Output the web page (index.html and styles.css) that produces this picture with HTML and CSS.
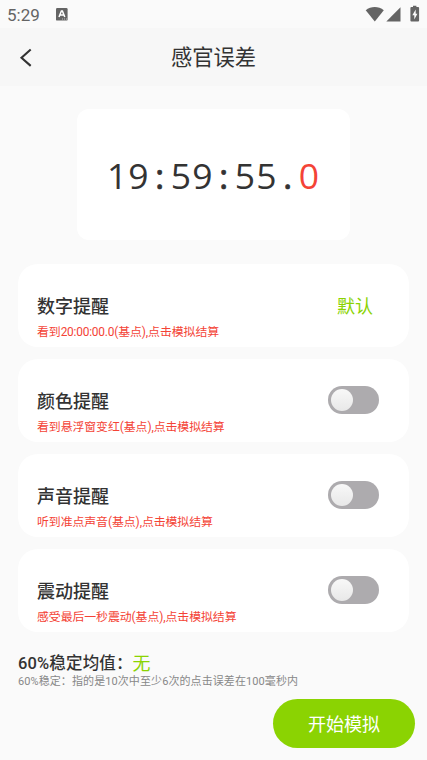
FILE: index.html
```html
<!DOCTYPE html>
<html lang="zh-CN">
<head>
<meta charset="utf-8">
<meta name="viewport" content="width=device-width, initial-scale=1">
<title>感官误差</title>
<link rel="stylesheet" href="styles.css">
</head>
<body>
<div class="status">
  <span class="time">5:29</span>
  <svg class="app-icon" width="12" height="13" viewBox="0 0 12 13"><rect width="11.6" height="12.6" rx="1.2" fill="#646464"/><path d="M3 9 5.4 3h1L8.8 9M4 7h3.8" fill="none" stroke="#fff" stroke-width="1.5"/><path d="M6 11h1M8 11h1M10 11h1" stroke="#ddd" stroke-width=".8"/></svg>
  <svg class="signals" width="56" height="18" viewBox="0 0 56 18" fill="#646464"><path d="M.7 4.2C6-.1 13.500-.1 18.800 4.200L9.800 15.400Z"/><path d="M35.500 1.200V15.400H21.300Z"/><path fill-rule="evenodd" d="M48 1v-1.300h3.400v1.300h1.700q1 0 1 1v12.400q0 1-1 1h-6.700q-1 0-1-1V2q0-1 1-1ZM50.700 3.500 47.300 9.200h2v4.300l3.100-5.800h-1.700Z"/></svg>
</div>
<header class="bar">
  <svg class="back" width="14" height="20" viewBox="0 0 14 20"><path d="M11.700 1.500 2.500 9.700l9.200 8.200" fill="none" stroke="#333" stroke-width="2.100"/></svg>
  <h1>感官误差</h1>
</header>
<main>
  <div class="clock"><span>19</span><span class="sep">:</span><span>59</span><span class="sep">:</span><span>55</span><span class="sep">.</span><span class="tenth">0</span></div>
  <section class="card">
    <div><h2>数字提醒</h2><p>看到<span class="moment">20:00:00.0</span>(基点),点击模拟结算</p></div>
    <span class="default">默认</span>
  </section>
  <section class="card">
    <div><h2>颜色提醒</h2><p>看到悬浮窗变红(基点),点击模拟结算</p></div>
    <span class="switch"></span>
  </section>
  <section class="card">
    <div><h2>声音提醒</h2><p>听到准点声音(基点),点击模拟结算</p></div>
    <span class="switch"></span>
  </section>
  <section class="card">
    <div><h2>震动提醒</h2><p>感受最后一秒震动(基点),点击模拟结算</p></div>
    <span class="switch"></span>
  </section>
  <div class="average"><b>60%稳定均值：</b><span>无</span></div>
  <p class="note">60%稳定：指的是10次中至少6次的点击误差在100毫秒内</p>
  <button class="start">开始模拟</button>
</main>
</body>
</html>
```
FILE: styles.css
```css
* { box-sizing: border-box; margin: 0; padding: 0; }
body {
  height: 760px;
  overflow: hidden;
  background: #fafafa;
  color: #333;
  font-family: Roboto, "Noto Sans CJK SC", sans-serif;
}
.status { height: 28px; display: flex; align-items: flex-start; padding: 0 7px; color: #646464; }
.time { width: 49px; font-size: 17px; line-height: 20px; padding-top: 5px; }
.app-icon { margin-top: 8px; }
.signals { margin: 6px 0 0 auto; transform: translateX(1px); overflow: visible; }
.bar { height: 58px; background: #f7f7f7; display: flex; align-items: center; justify-content: center; position: relative; }
.back { position: absolute; left: 19px; top: 20px; }
.bar h1 { font-size: 21.3px; font-weight: 400; line-height: 30px; padding-top: 2px; }
main { padding: 23px 18px 0; display: flex; flex-direction: column; }
.clock {
  width: 273px; height: 131px; margin: 0 auto 24px;
  border-radius: 12px; background: #fff;
  display: flex; align-items: center; justify-content: center;
  font: 35.5px/48px "Open Sans", sans-serif;
  letter-spacing: 1.03px;
  padding-top: 1px;
}
.sep { width: 21.3px; text-align: center; -webkit-text-stroke: 0.7px #333; }
.tenth { color: #f44336; }
.card {
  height: 83px; margin-bottom: 12px; padding: 27px 30px 0 19px;
  border-radius: 20px; background: #fff;
  display: flex; justify-content: space-between; align-items: flex-start;
}
.card h2 { font-size: 18px; font-weight: 500; line-height: 28px; padding-top: 2px; }
.card p { font-size: 11.9px; line-height: 18px; margin-top: 2px; color: #f44336; white-space: nowrap; letter-spacing: -.07px; }
.moment { letter-spacing: -.22px; }
.default { font-size: 18px; line-height: 28px; padding-top: 2px; color: #8bd302; margin-right: 6px; }
.switch {
  width: 51px; height: 28px; border-radius: 14px; background: #adabae; padding: 3px;
}
.switch::before {
  content: ""; display: block; width: 22px; height: 22px; border-radius: 50%;
  background: linear-gradient(#f8f8f8, #e8e8e8);
}
.average { display: flex; align-items: center; height: 26px; margin-top: 5px; }
.average b { font-size: 16.5px; font-weight: 500; letter-spacing: .15px; margin-top: -1px; }
.average span { font-size: 18px; color: #8bd302; }
.note { font-size: 11px; line-height: 16px; color: #888; white-space: nowrap; margin-top: -1px; letter-spacing: .09px; }
.start {
  align-self: flex-end; width: 142px; height: 49px; margin: 9px -6px 0 0;
  padding-top: 2px;
  border: 0; border-radius: 25px; background: #8bd302; color: #fff;
  font: 18px/28px Roboto, "Noto Sans CJK SC", sans-serif;
}
```
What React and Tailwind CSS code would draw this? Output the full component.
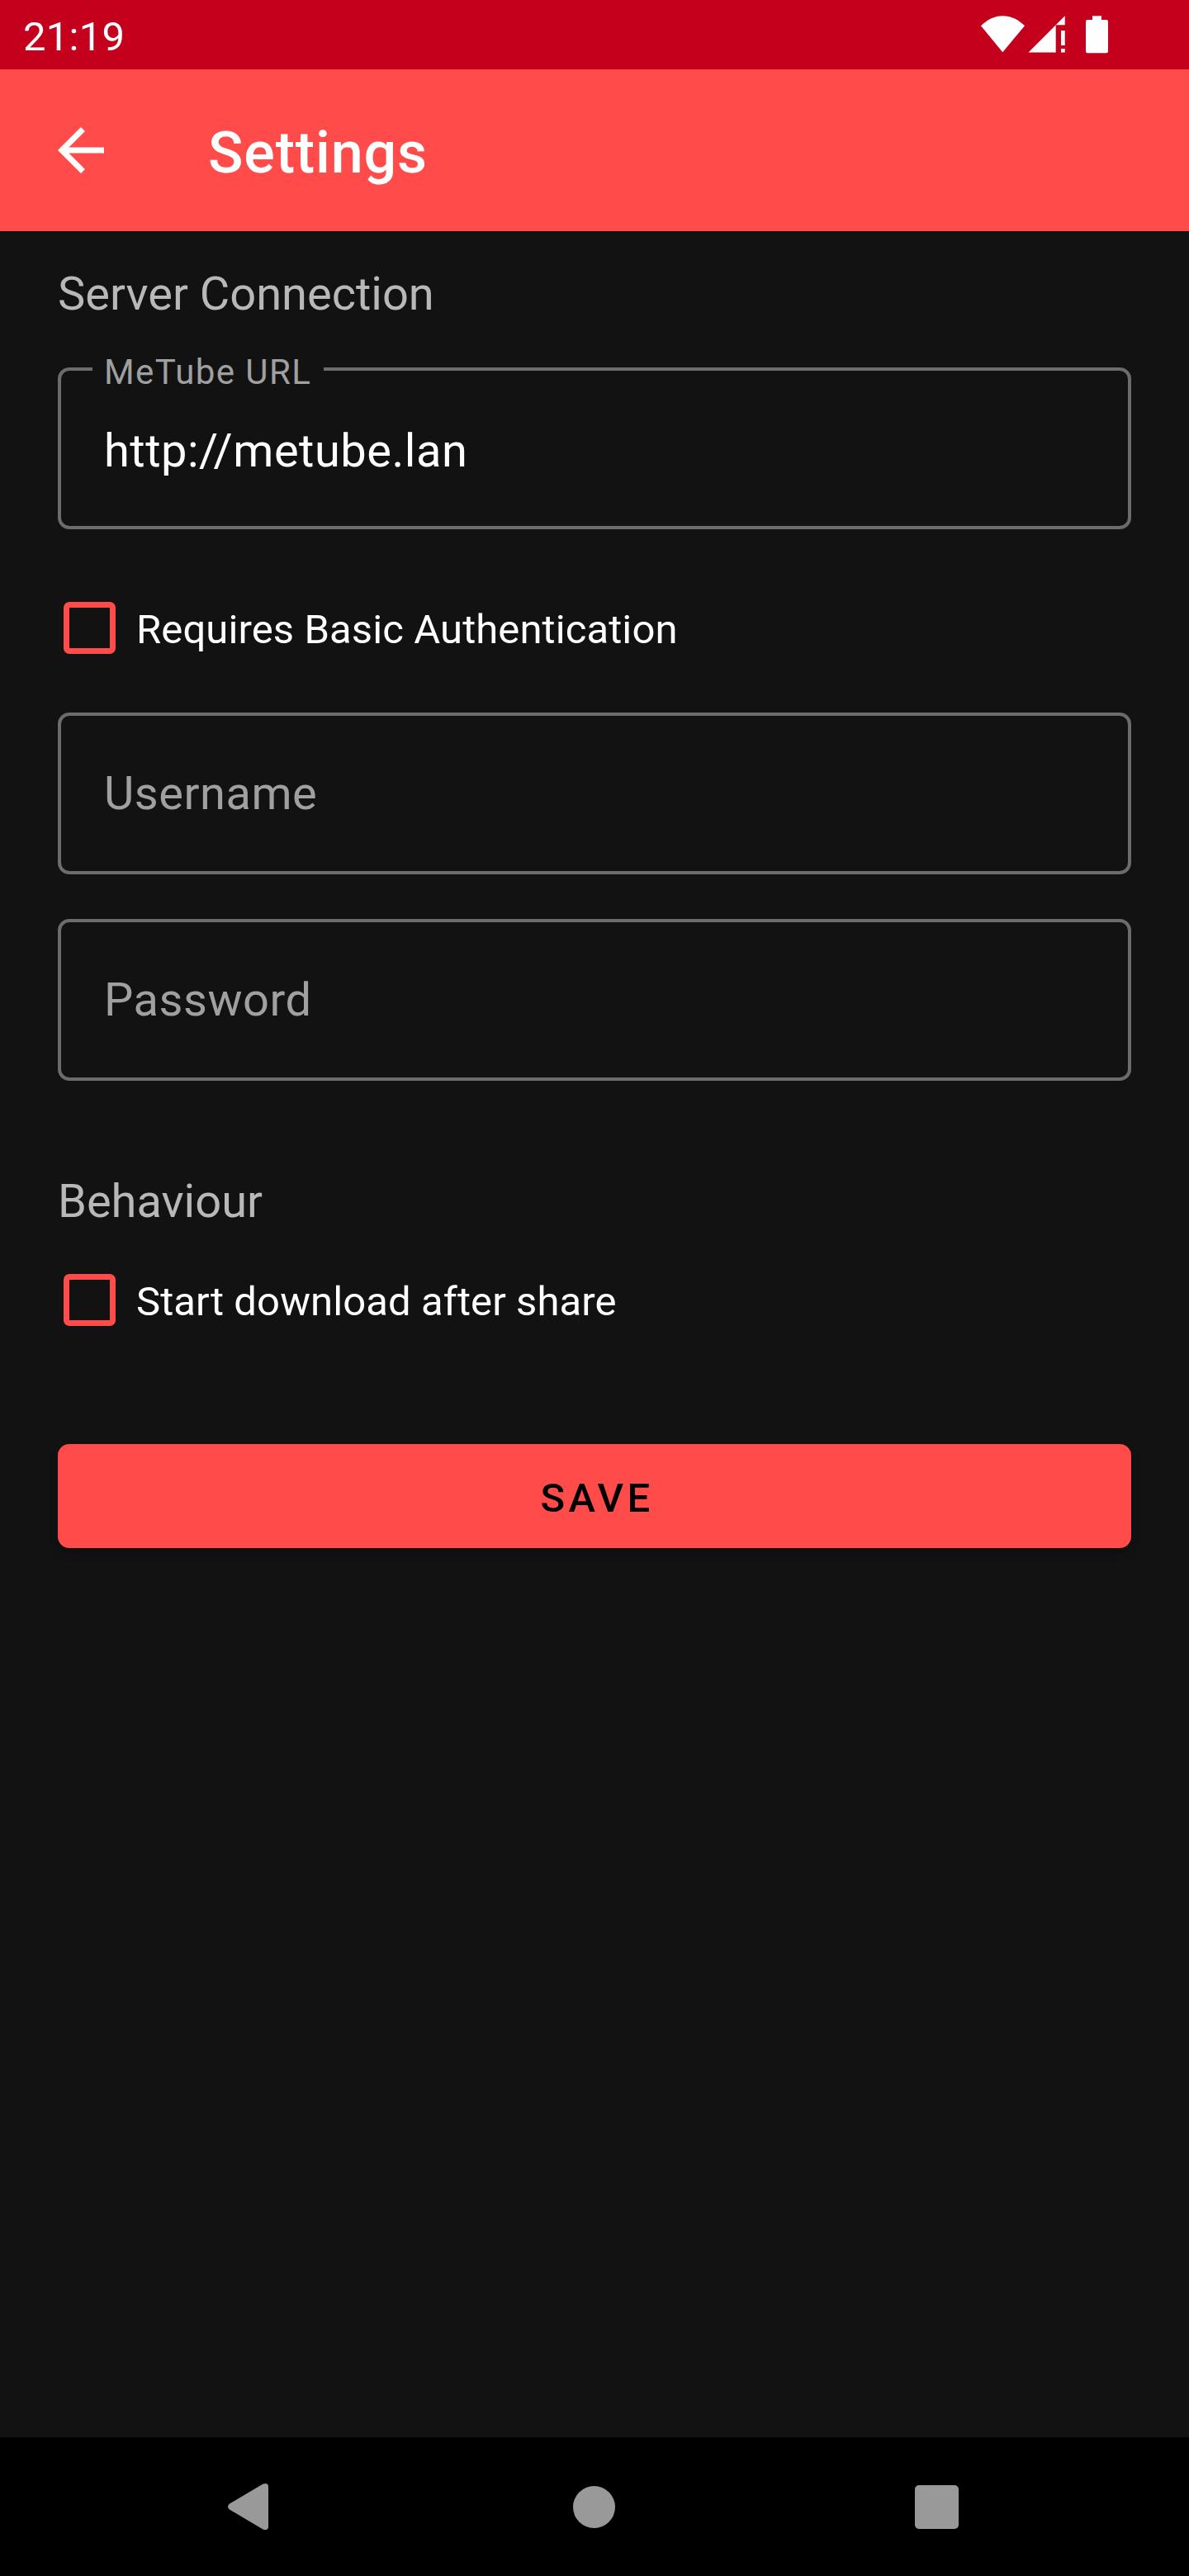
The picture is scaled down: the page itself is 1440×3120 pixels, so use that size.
const body = "text-[56px] leading-[64px]";

function WifiIcon() {
  return (
    <svg className="block h-[84px] w-[56px]" viewBox="1186 0 56 84" fill="#fff" aria-hidden="true">
      <path d="M1214.3 63.3 L1188 31.3 C1195 24 1204.5 19.2 1214.3 19.2 C1224.5 19.2 1234 24 1241 31.3 Z" />
    </svg>
  );
}

function SignalIcon() {
  return (
    <svg className="block h-[84px] w-[48px]" viewBox="1244 0 48 84" fill="#fff" aria-hidden="true">
      <path d="M1245.5 63.5 L1278.7 30.3 V63.5 Z M1289.7 19.3 V30.3 H1278.7 Z M1285 37 H1289.7 V55 H1285 Z M1285 59 H1289.7 V63.5 H1285 Z" />
    </svg>
  );
}

function BatteryIcon() {
  return (
    <svg className="block h-[84px] w-[28px]" viewBox="1315 0 28 84" fill="#fff" aria-hidden="true">
      <path d="M1323 19.2 H1334 V24 H1340 Q1342 24 1342 26 V62.3 Q1342 64.3 1340 64.3 H1317 Q1315 64.3 1315 62.3 V26 Q1315 24 1317 24 H1323 Z" />
    </svg>
  );
}

function SectionTitle({ children }) {
  return <h2 className={`${body} text-[#b8b8b8]`}>{children}</h2>;
}

function TextField({ label, value }) {
  return (
    <div className="relative flex h-[196px] items-center rounded-[14px] border-4 border-[#6c6c6c] px-[52px]">
      {value && (
        <span className="absolute -top-[23px] left-[38px] w-[280px] bg-[#121212] pl-[14px] text-[42px] leading-[50px] tracking-[0.0333em] whitespace-nowrap text-[#a0a0a0]">
          {label}
        </span>
      )}
      <span className={`${body} tracking-[0.009375em] ${value ? "pt-[6px] text-white" : "text-[#a0a0a0]"}`}>
        {value || label}
      </span>
    </div>
  );
}

function CheckRow({ children }) {
  return (
    <label className="flex h-[64px] items-center gap-[25px] pl-[7px]">
      <span className="size-[63px] rounded-[7px] border-[7px] border-[#ff4c4a]" />
      <span className="pt-[6px] text-[49px] leading-[56px] tracking-[0.1px] text-white">{children}</span>
    </label>
  );
}

export default function App() {
  return (
    <div className="flex h-[3120px] w-[1440px] flex-col bg-[#121212] font-['Roboto',sans-serif]">
      <div className="flex h-[84px] shrink-0 items-center bg-[#c5001d] pl-[28px] pr-[97px] text-white">
        <span className="pt-[6px] text-[49px] leading-[56px] tracking-[0.25px]">21:19</span>
        <div className="ml-auto flex">
          <WifiIcon />
          <div className="w-[2px]" />
          <SignalIcon />
          <div className="w-[23px]" />
          <BatteryIcon />
        </div>
      </div>

      <header className="flex h-[196px] shrink-0 items-center bg-[#ff4c4a] pl-[56px] text-white">
        <svg className="block size-[84px]" viewBox="0 0 24 24" fill="#fff" aria-label="Back">
          <path d="M20 11H7.83l5.59-5.59L12 4l-8 8 8 8 1.41-1.41L7.83 13H20v-2z" />
        </svg>
        <h1 className="ml-[112px] pt-[6px] text-[70px] leading-[82px] font-medium tracking-[0.0125em]">Settings</h1>
      </header>

      <main className="flex grow flex-col px-[70px] pt-[44px]">
        <SectionTitle>Server Connection</SectionTitle>
        <div className="mt-[57px]">
          <TextField label="MeTube URL" value="http://metube.lan" />
        </div>
        <div className="mt-[87px]">
          <CheckRow>Requires Basic Authentication</CheckRow>
        </div>
        <div className="mt-[71px] flex flex-col gap-[54px]">
          <TextField label="Username" />
          <TextField label="Password" />
        </div>
        <div className="mt-[114px]">
          <SectionTitle>Behaviour</SectionTitle>
        </div>
        <div className="mt-[55px]">
          <CheckRow>Start download after share</CheckRow>
        </div>
        <button className="mt-[143px] flex h-[126px] items-center justify-center rounded-[14px] bg-[#ff4c4a] pt-[6px] pl-[6px] text-[49px] leading-[56px] font-medium tracking-[0.0893em] text-black shadow-[0_6px_12px_rgba(0,0,0,0.2)]">
          SAVE
        </button>
      </main>

      <nav className="flex h-[168px] shrink-0 items-center bg-black pl-[276px]">
        <svg className="block h-[58px] w-[49px]" viewBox="0 0 49 58" fill="#999" aria-label="Back">
          <path d="M2 25.5 L42.5 1.6 Q49 -0.5 49 5 V53 Q49 58.5 42.5 56.4 L2 32.5 Q-2 29 2 25.5 Z" />
        </svg>
        <div className="ml-[369px] size-[51px] rounded-full bg-[#999]" />
        <div className="ml-[363px] size-[53px] rounded-[5px] bg-[#999]" />
      </nav>
    </div>
  );
}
=-=-=-=-=
**SHORT PROBLEM**
Return each line among the entries that holds the word "styles".

**RESULT BELOW**
Output the web page (index.html and styles.css) that produces this picture with HTML and CSS.
<link rel="stylesheet" href="styles.css">
FILE: styles.css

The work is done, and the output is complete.